**Pages as source code:**
═══

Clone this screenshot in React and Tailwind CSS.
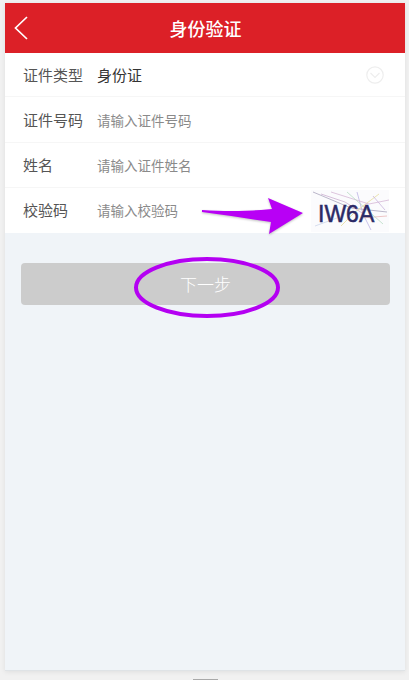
import React from 'react';

const rows = [
    { label: '证件类型', value: '身份证', h: 'h-[44px] pt-[2px]' },
    { label: '证件号码', hint: '请输入证件号码', h: 'h-[46px] pt-[2px]' },
    { label: '姓名', hint: '请输入证件姓名', h: 'h-[45px]' },
];

const Captcha = () => (
    <div className="relative w-[78px] h-[42px] bg-[#fbfbfd] flex items-center overflow-hidden">
        <svg className="absolute inset-0" width="78" height="42" viewBox="0 0 78 42" fill="none" strokeWidth="0.8">
            <path d="M2 2 L40 18 L76 22" stroke="#a9a4bd" />
            <path d="M10 4 L34 12 L62 30" stroke="#cdb0d2" />
            <path d="M46 2 L52 24 L60 40" stroke="#bdb4e4" />
            <path d="M68 4 L44 22 L30 36" stroke="#e6dd9c" />
            <path d="M20 2 L58 14 L78 10" stroke="#d6b8d6" />
            <path d="M50 28 L76 26" stroke="#e8b8b8" />
            <path d="M4 36 L26 28" stroke="#cdd6ea" />
            <path d="M36 2 L72 34" stroke="#b9dcc4" />
            <path d="M62 6 L74 20" stroke="#c9b4dc" />
        </svg>
        <span className="relative mt-[7px] ml-[7px] font-['Liberation_Sans',sans-serif] text-[23px] leading-none text-[#2b2a66] [-webkit-text-stroke:0.5px_#2b2a66]">IW6A</span>
    </div>
);

const App = () => {
    return (
        <div className="relative w-[409px] h-[680px] overflow-hidden bg-[#f1f1f1] pt-[3px] font-['Noto_Sans_CJK_SC','Noto_Sans',sans-serif]">
            <div className="mx-[5px] w-[400px] h-[668px] bg-[#f0f4f8] border-b border-[#dfe3e6] shadow-[0_1px_5px_rgba(0,0,0,0.08)]">
                <header className="relative flex items-center justify-center h-[50px] bg-[#dc2027]">
                    <svg className="absolute left-[8px] top-[12px]" width="16" height="26" viewBox="0 0 16 26" fill="none" stroke="#ffffff" strokeWidth="1.7">
                        <path d="M14 2 L2.5 13 L14 24" />
                    </svg>
                    <h1 className="text-[18px] font-medium text-white leading-none ml-[1px]">身份验证</h1>
                </header>

                <div className="bg-white">
                    {rows.map((row) => (
                        <div key={row.label} className={`flex items-center pl-[18px] pr-[21px] border-b border-[#f6f6f6] ${row.h}`}>
                            <span className="w-[74px] text-[15px] text-[#555555]">{row.label}</span>
                            {row.value ? (
                                <span className="flex-1 text-[15px] text-[#333333]">{row.value}</span>
                            ) : (
                                <span className="flex-1 text-[13.5px] text-[#8a8a8a]">{row.hint}</span>
                            )}
                            {row.value && (
                                <svg className="mb-[2px]" width="18" height="18" viewBox="0 0 18 18" fill="none" stroke="#eeeeee" strokeWidth="1.2">
                                    <circle cx="9" cy="9" r="8.2" />
                                    <path d="M4.5 7 L9 11.5 L13.5 7" />
                                </svg>
                            )}
                        </div>
                    ))}
                    <div className="flex items-center h-[45px] pl-[18px] pr-[16px]">
                        <span className="w-[74px] text-[15px] text-[#555555]">校验码</span>
                        <span className="flex-1 text-[13.5px] text-[#8a8a8a]">请输入校验码</span>
                        <Captcha />
                    </div>
                </div>

                <div className="pl-[16px] pr-[15px] pt-[30px]">
                    <button className="w-full h-[42px] rounded-[4px] bg-[#cccccc] text-[17px] font-light text-white">下一步</button>
                </div>
            </div>

            <div className="absolute left-[193px] top-[679px] w-[25px] h-px bg-[#a9a9a9]" />

            {/* Annotations drawn over the form */}
            <svg className="absolute left-[195px] top-[190px] drop-shadow-[0_1px_1px_rgba(0,0,0,0.25)]" width="112" height="50" viewBox="0 0 112 50">
                <path d="M7 20 C35 22 55 21 77 19 L73 8 L108 23 L74 44 L76 32 C55 29 30 25 7 22 Z" fill="#b800f5" />
            </svg>
            <svg className="absolute left-[130px] top-[252px]" width="154" height="70" viewBox="0 0 154 70" fill="none">
                <ellipse cx="77" cy="35.5" rx="71" ry="28.5" stroke="#b400f2" strokeWidth="4" />
            </svg>
        </div>
    );
};

export default App;
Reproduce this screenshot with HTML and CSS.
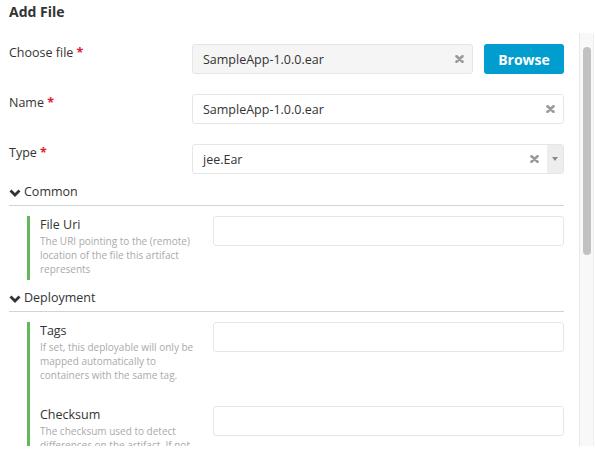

═══

**Directive:** All preceding records should be duplicated verbatim, images excepted.

**Answer:**
Clone this screenshot in React and Tailwind CSS.
import React from 'react';

const rows = [
    { label: '证件类型', value: '身份证', h: 'h-[44px] pt-[2px]' },
    { label: '证件号码', hint: '请输入证件号码', h: 'h-[46px] pt-[2px]' },
    { label: '姓名', hint: '请输入证件姓名', h: 'h-[45px]' },
];

const Captcha = () => (
    <div className="relative w-[78px] h-[42px] bg-[#fbfbfd] flex items-center overflow-hidden">
        <svg className="absolute inset-0" width="78" height="42" viewBox="0 0 78 42" fill="none" strokeWidth="0.8">
            <path d="M2 2 L40 18 L76 22" stroke="#a9a4bd" />
            <path d="M10 4 L34 12 L62 30" stroke="#cdb0d2" />
            <path d="M46 2 L52 24 L60 40" stroke="#bdb4e4" />
            <path d="M68 4 L44 22 L30 36" stroke="#e6dd9c" />
            <path d="M20 2 L58 14 L78 10" stroke="#d6b8d6" />
            <path d="M50 28 L76 26" stroke="#e8b8b8" />
            <path d="M4 36 L26 28" stroke="#cdd6ea" />
            <path d="M36 2 L72 34" stroke="#b9dcc4" />
            <path d="M62 6 L74 20" stroke="#c9b4dc" />
        </svg>
        <span className="relative mt-[7px] ml-[7px] font-['Liberation_Sans',sans-serif] text-[23px] leading-none text-[#2b2a66] [-webkit-text-stroke:0.5px_#2b2a66]">IW6A</span>
    </div>
);

const App = () => {
    return (
        <div className="relative w-[409px] h-[680px] overflow-hidden bg-[#f1f1f1] pt-[3px] font-['Noto_Sans_CJK_SC','Noto_Sans',sans-serif]">
            <div className="mx-[5px] w-[400px] h-[668px] bg-[#f0f4f8] border-b border-[#dfe3e6] shadow-[0_1px_5px_rgba(0,0,0,0.08)]">
                <header className="relative flex items-center justify-center h-[50px] bg-[#dc2027]">
                    <svg className="absolute left-[8px] top-[12px]" width="16" height="26" viewBox="0 0 16 26" fill="none" stroke="#ffffff" strokeWidth="1.7">
                        <path d="M14 2 L2.5 13 L14 24" />
                    </svg>
                    <h1 className="text-[18px] font-medium text-white leading-none ml-[1px]">身份验证</h1>
                </header>

                <div className="bg-white">
                    {rows.map((row) => (
                        <div key={row.label} className={`flex items-center pl-[18px] pr-[21px] border-b border-[#f6f6f6] ${row.h}`}>
                            <span className="w-[74px] text-[15px] text-[#555555]">{row.label}</span>
                            {row.value ? (
                                <span className="flex-1 text-[15px] text-[#333333]">{row.value}</span>
                            ) : (
                                <span className="flex-1 text-[13.5px] text-[#8a8a8a]">{row.hint}</span>
                            )}
                            {row.value && (
                                <svg className="mb-[2px]" width="18" height="18" viewBox="0 0 18 18" fill="none" stroke="#eeeeee" strokeWidth="1.2">
                                    <circle cx="9" cy="9" r="8.2" />
                                    <path d="M4.5 7 L9 11.5 L13.5 7" />
                                </svg>
                            )}
                        </div>
                    ))}
                    <div className="flex items-center h-[45px] pl-[18px] pr-[16px]">
                        <span className="w-[74px] text-[15px] text-[#555555]">校验码</span>
                        <span className="flex-1 text-[13.5px] text-[#8a8a8a]">请输入校验码</span>
                        <Captcha />
                    </div>
                </div>

                <div className="pl-[16px] pr-[15px] pt-[30px]">
                    <button className="w-full h-[42px] rounded-[4px] bg-[#cccccc] text-[17px] font-light text-white">下一步</button>
                </div>
            </div>

            <div className="absolute left-[193px] top-[679px] w-[25px] h-px bg-[#a9a9a9]" />

            {/* Annotations drawn over the form */}
            <svg className="absolute left-[195px] top-[190px] drop-shadow-[0_1px_1px_rgba(0,0,0,0.25)]" width="112" height="50" viewBox="0 0 112 50">
                <path d="M7 20 C35 22 55 21 77 19 L73 8 L108 23 L74 44 L76 32 C55 29 30 25 7 22 Z" fill="#b800f5" />
            </svg>
            <svg className="absolute left-[130px] top-[252px]" width="154" height="70" viewBox="0 0 154 70" fill="none">
                <ellipse cx="77" cy="35.5" rx="71" ry="28.5" stroke="#b400f2" strokeWidth="4" />
            </svg>
        </div>
    );
};

export default App;
Reproduce this screenshot with HTML and CSS.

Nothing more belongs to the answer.